— START RECORD SET —
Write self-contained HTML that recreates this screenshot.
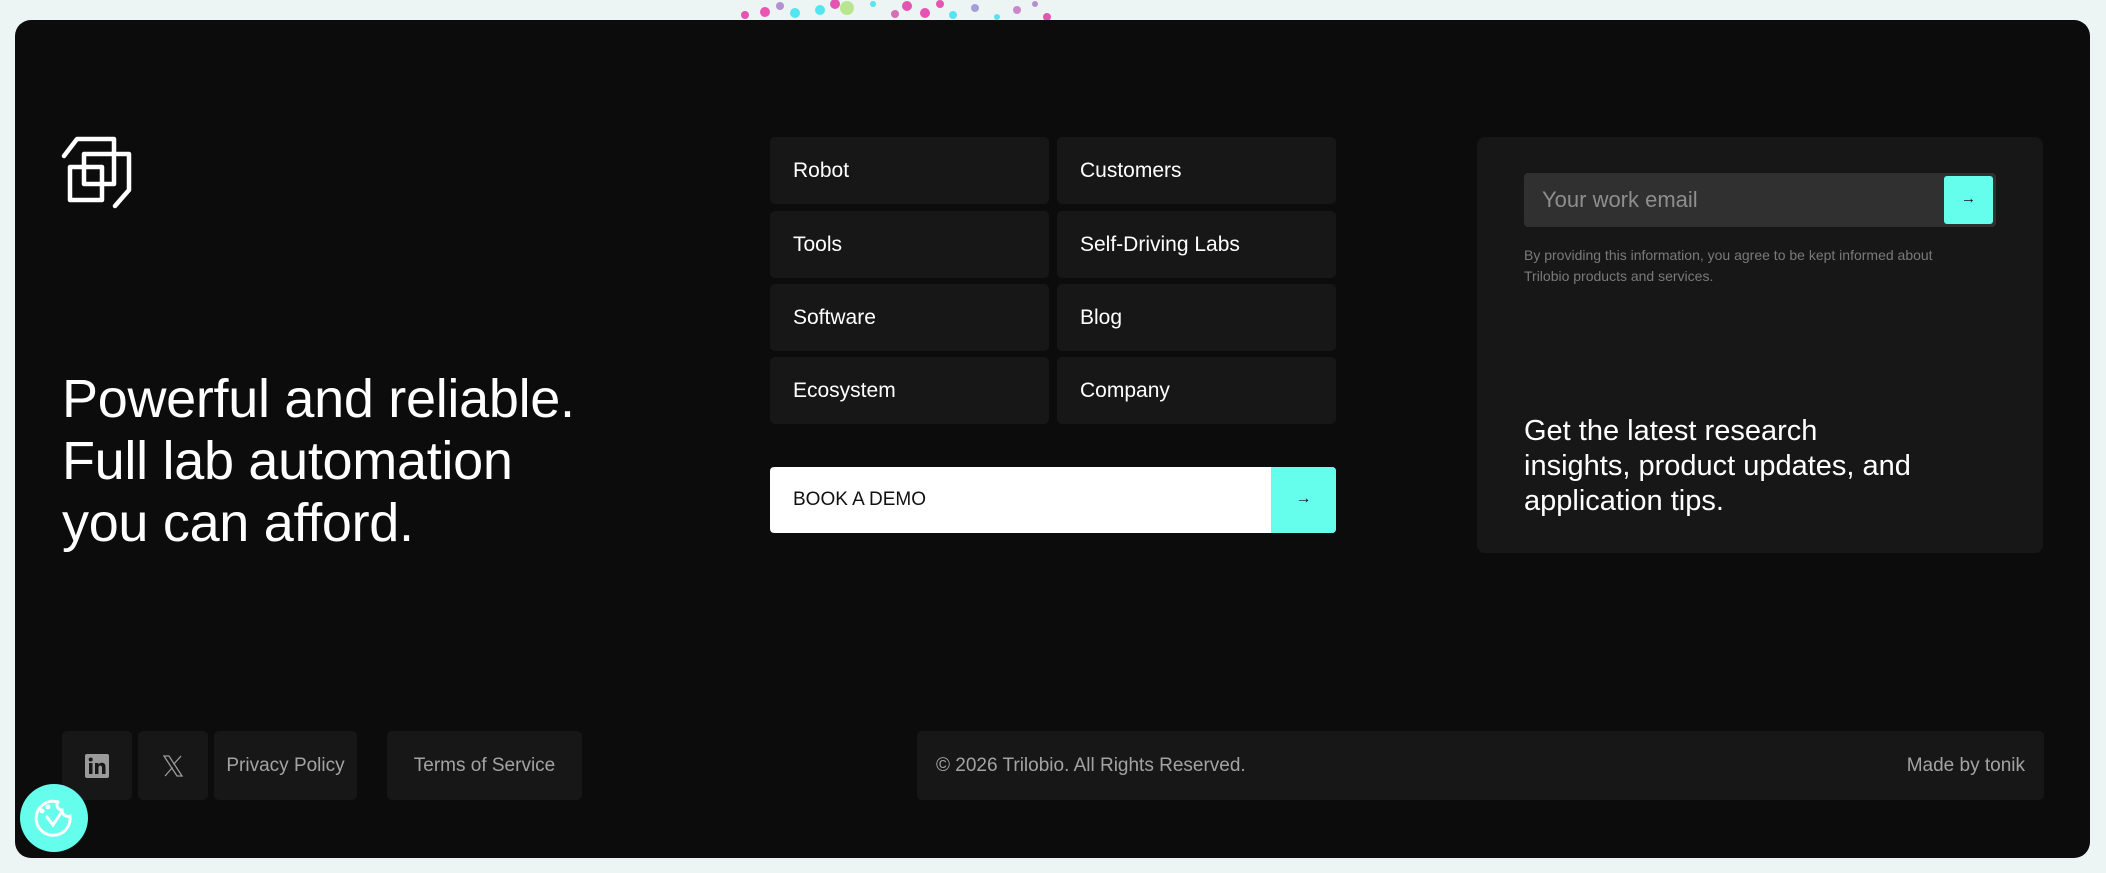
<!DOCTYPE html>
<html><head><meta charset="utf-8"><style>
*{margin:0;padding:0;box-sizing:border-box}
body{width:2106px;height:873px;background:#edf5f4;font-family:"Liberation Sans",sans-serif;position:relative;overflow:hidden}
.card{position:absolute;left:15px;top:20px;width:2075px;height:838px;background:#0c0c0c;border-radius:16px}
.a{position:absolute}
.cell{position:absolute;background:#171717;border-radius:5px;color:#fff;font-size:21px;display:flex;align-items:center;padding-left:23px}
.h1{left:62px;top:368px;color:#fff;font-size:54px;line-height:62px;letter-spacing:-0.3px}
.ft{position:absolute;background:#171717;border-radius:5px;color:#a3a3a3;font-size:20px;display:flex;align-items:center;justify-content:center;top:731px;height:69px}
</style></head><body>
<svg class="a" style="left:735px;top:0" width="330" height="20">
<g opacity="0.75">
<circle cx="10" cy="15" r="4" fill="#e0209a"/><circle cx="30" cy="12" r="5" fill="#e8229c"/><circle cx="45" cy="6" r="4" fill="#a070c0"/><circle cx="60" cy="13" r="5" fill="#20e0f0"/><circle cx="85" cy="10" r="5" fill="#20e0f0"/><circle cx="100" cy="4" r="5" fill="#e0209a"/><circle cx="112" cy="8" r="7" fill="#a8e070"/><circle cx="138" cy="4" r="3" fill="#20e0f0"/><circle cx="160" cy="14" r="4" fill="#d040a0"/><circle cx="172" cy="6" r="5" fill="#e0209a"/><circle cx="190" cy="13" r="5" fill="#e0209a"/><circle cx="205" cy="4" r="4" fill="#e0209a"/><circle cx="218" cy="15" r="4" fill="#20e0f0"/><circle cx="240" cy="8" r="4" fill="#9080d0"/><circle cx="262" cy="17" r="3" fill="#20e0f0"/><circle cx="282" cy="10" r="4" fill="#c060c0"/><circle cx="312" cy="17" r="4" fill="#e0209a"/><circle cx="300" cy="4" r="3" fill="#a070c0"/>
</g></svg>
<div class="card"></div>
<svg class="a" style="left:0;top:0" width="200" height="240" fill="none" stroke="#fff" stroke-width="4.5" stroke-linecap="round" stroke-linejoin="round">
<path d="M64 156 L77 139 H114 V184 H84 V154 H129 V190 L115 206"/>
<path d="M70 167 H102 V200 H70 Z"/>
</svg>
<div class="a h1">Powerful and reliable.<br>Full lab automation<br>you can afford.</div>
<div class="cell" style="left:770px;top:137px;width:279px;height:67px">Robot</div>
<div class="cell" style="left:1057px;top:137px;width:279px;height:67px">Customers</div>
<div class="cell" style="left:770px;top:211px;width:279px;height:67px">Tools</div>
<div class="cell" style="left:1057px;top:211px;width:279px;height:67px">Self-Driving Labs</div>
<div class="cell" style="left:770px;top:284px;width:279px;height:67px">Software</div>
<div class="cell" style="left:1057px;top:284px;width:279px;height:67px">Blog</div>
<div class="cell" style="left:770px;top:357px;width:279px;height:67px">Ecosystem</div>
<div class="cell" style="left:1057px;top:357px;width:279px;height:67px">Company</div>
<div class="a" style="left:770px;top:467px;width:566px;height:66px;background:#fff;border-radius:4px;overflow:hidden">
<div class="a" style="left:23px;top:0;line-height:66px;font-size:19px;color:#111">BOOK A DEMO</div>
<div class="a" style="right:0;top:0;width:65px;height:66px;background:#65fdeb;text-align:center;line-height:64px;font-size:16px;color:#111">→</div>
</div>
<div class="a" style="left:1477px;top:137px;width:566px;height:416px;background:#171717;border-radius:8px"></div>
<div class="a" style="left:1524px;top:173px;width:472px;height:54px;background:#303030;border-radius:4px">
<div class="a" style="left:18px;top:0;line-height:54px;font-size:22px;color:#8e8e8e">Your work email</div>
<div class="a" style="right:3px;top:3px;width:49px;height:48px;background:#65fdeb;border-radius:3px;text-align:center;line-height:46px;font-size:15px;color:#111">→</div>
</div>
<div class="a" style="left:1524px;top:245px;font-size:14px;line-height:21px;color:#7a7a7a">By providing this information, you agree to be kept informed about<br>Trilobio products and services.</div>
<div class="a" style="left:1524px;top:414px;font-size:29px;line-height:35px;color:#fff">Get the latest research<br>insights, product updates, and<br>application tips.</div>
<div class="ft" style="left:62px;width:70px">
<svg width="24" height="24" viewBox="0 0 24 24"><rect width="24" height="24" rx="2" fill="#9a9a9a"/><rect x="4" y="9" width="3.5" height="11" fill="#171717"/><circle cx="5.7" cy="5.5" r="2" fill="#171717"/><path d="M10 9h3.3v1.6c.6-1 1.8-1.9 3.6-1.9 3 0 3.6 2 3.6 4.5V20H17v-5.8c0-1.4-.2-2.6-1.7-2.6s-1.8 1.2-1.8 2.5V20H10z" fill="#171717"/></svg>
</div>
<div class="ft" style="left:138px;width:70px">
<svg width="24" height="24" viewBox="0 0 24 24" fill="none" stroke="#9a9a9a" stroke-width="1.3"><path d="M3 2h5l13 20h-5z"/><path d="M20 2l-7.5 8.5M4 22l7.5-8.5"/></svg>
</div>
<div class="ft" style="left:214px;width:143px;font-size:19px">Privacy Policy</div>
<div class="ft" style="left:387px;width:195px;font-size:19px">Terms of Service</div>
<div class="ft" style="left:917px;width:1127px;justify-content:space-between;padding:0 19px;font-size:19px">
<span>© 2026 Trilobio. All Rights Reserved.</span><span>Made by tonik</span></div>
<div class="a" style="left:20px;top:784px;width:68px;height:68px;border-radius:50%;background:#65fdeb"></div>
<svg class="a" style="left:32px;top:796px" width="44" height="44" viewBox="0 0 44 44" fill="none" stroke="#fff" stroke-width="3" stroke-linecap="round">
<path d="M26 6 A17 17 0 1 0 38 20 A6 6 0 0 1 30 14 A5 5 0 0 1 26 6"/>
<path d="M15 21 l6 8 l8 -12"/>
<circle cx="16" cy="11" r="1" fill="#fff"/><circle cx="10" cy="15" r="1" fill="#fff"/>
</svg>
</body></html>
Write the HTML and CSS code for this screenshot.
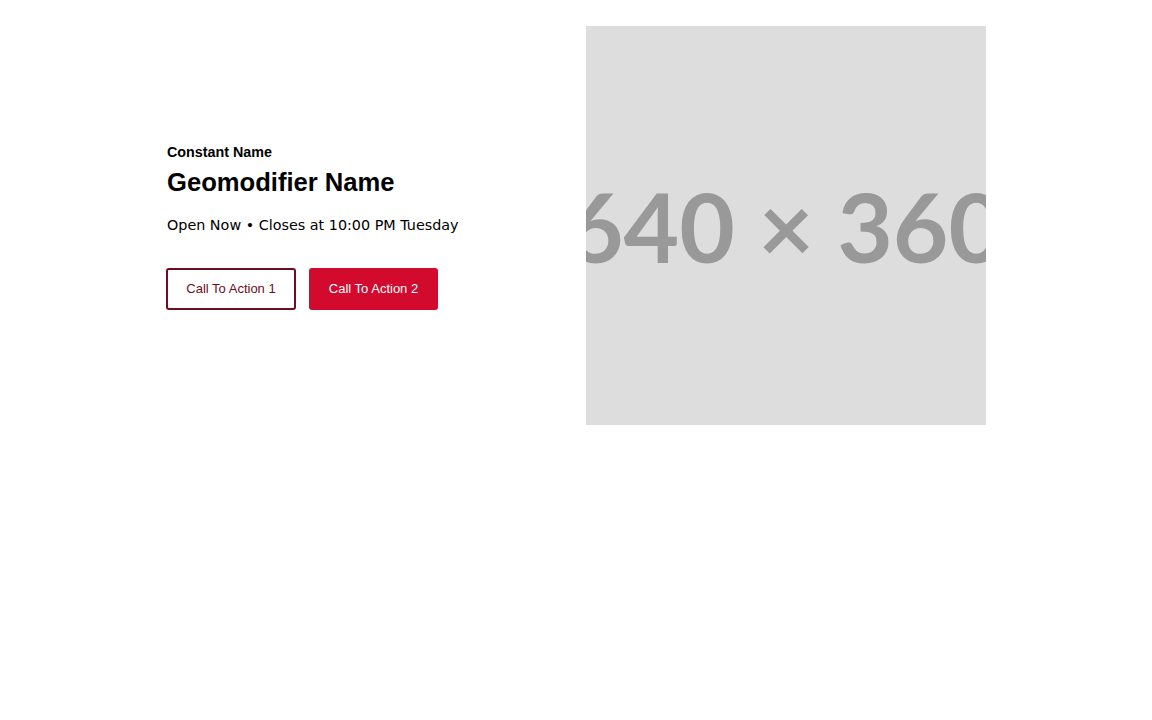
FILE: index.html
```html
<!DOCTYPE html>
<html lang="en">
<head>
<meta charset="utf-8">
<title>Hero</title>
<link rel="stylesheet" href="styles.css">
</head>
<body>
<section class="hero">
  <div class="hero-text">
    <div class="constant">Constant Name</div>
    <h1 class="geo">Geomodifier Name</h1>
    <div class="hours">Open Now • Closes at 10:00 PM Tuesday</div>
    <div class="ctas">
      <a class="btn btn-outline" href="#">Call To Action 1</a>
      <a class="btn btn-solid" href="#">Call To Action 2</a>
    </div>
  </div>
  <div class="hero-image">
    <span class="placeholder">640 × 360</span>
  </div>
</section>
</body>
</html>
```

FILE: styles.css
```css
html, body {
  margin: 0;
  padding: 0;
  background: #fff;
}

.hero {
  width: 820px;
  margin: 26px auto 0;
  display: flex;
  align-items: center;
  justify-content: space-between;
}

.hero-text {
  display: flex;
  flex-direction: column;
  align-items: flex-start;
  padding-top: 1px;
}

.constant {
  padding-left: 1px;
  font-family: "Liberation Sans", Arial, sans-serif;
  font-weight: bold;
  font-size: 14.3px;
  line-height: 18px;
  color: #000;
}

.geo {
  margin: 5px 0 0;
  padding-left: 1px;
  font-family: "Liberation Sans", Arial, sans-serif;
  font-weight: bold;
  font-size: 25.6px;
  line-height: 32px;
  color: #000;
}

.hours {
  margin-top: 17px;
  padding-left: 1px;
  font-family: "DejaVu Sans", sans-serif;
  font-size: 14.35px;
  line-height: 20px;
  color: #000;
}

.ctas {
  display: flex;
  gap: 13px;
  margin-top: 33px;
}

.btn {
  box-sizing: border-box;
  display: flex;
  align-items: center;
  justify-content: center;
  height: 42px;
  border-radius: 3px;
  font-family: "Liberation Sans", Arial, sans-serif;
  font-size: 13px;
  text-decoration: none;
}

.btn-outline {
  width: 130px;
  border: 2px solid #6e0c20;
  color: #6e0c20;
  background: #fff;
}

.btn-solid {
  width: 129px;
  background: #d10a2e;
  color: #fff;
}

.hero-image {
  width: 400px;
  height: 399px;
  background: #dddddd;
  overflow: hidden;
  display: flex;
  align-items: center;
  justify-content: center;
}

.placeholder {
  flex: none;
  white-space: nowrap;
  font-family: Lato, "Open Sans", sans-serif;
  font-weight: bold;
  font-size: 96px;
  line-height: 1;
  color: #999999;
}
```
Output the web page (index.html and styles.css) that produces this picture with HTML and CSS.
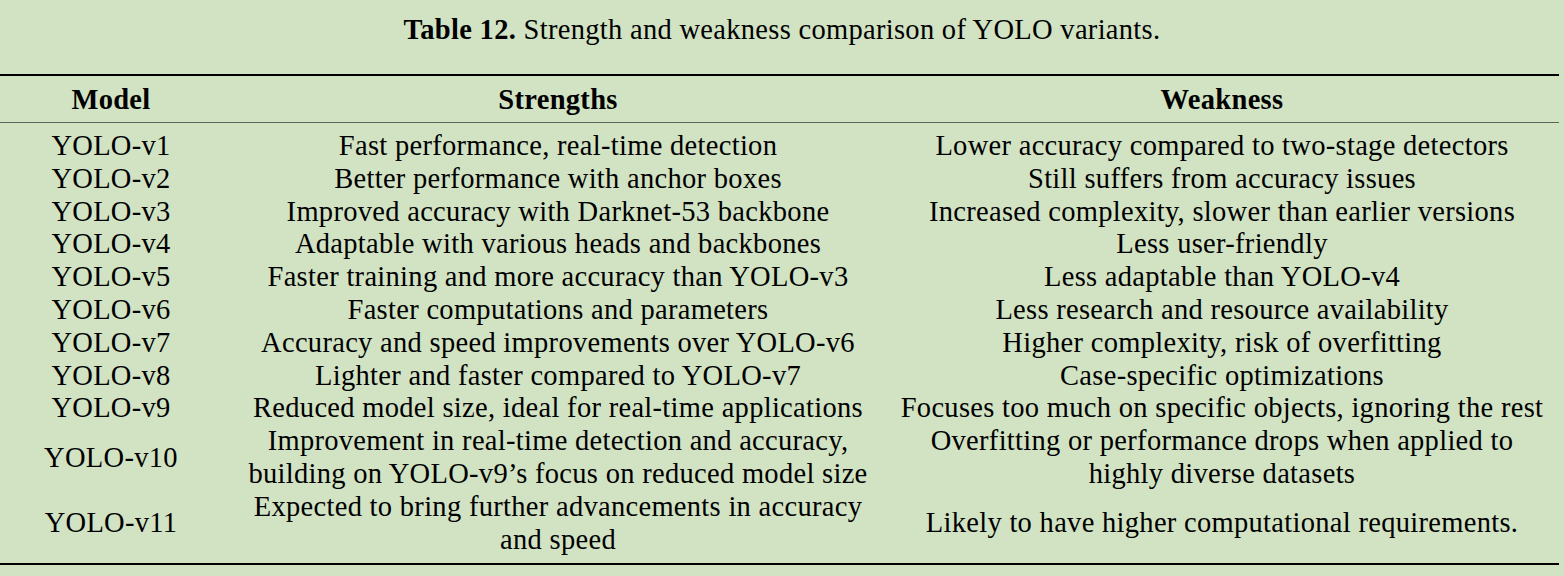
— END RECORD SET —
TASK TO CARRY OUT — Which lines include "that"? Copy each of them out.

RESPONSE TO THIS EXERCISE —
Write self-contained HTML that recreates this screenshot.
Output the web page (index.html and styles.css) that produces this picture with HTML and CSS.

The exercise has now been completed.